The weekend’s only other major opening is “Captain Underpants: The First Epic Movie,” projected to earn between $25 million and $30 million at 3,434 locations. Based on Dav Pilkey’s children’s books about two young pranksters who hypnotize their principal into thinking that he has superpowers, the DreamWorks Animation production features the voices of Kevin Hart, Ed Helms, and Thomas Middleditch.
“Wonder Woman” is opening with overall North American ticket sales for the year up about 1.3% to $4.57 billion, thanks to the massive success of pre-summer releases “Beauty and the Beast” and “The Fate of the Furious.” But the summer tells a different story. Except for Disney-Marvel’s successful “Guardians of the Galaxy Vol. 2,” the box office has seen a string of disappointments, including “King Arthur: Legend of the Sword,” “Alien: Covenant,” and “Baywatch.”

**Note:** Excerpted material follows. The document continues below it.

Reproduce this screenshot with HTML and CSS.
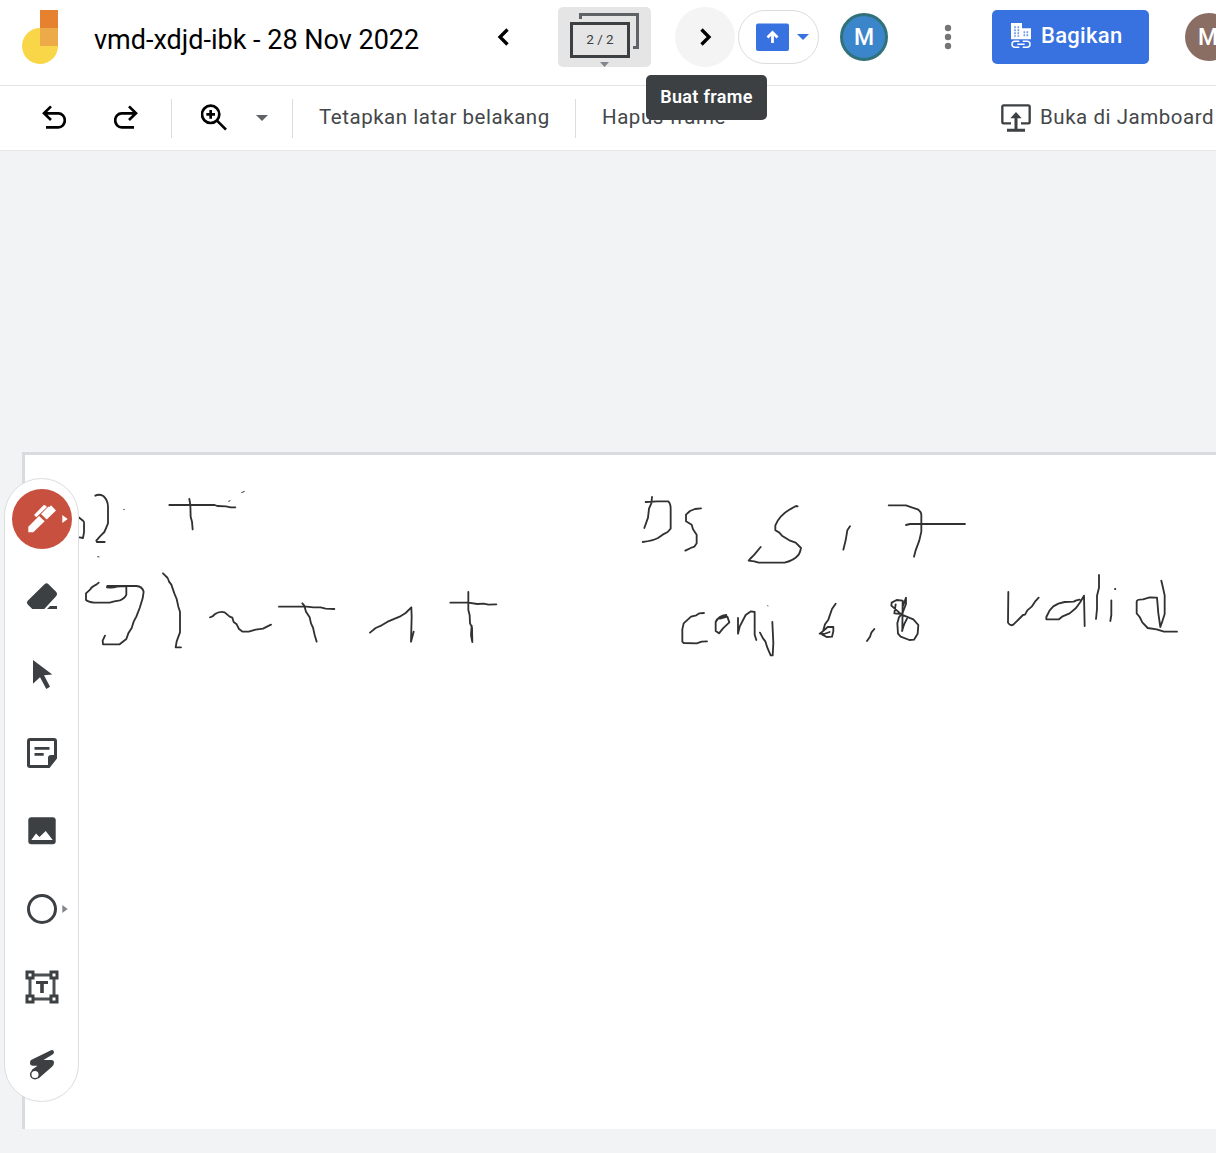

“Wonder Woman” should perform far above the box office winner for the same weekend of 2016, “Teenage Mutant Ninja Turtles: Out of the Shadows,” which crawled back into its shell after opening to $35 million. It may also eclipse Sam Taylor-Johnson’s “Fifty Shades of Grey” for the top domestic debut by a film directed by a woman. “Fifty Shades” opened with $85 million on Feb. 13-15, 2015.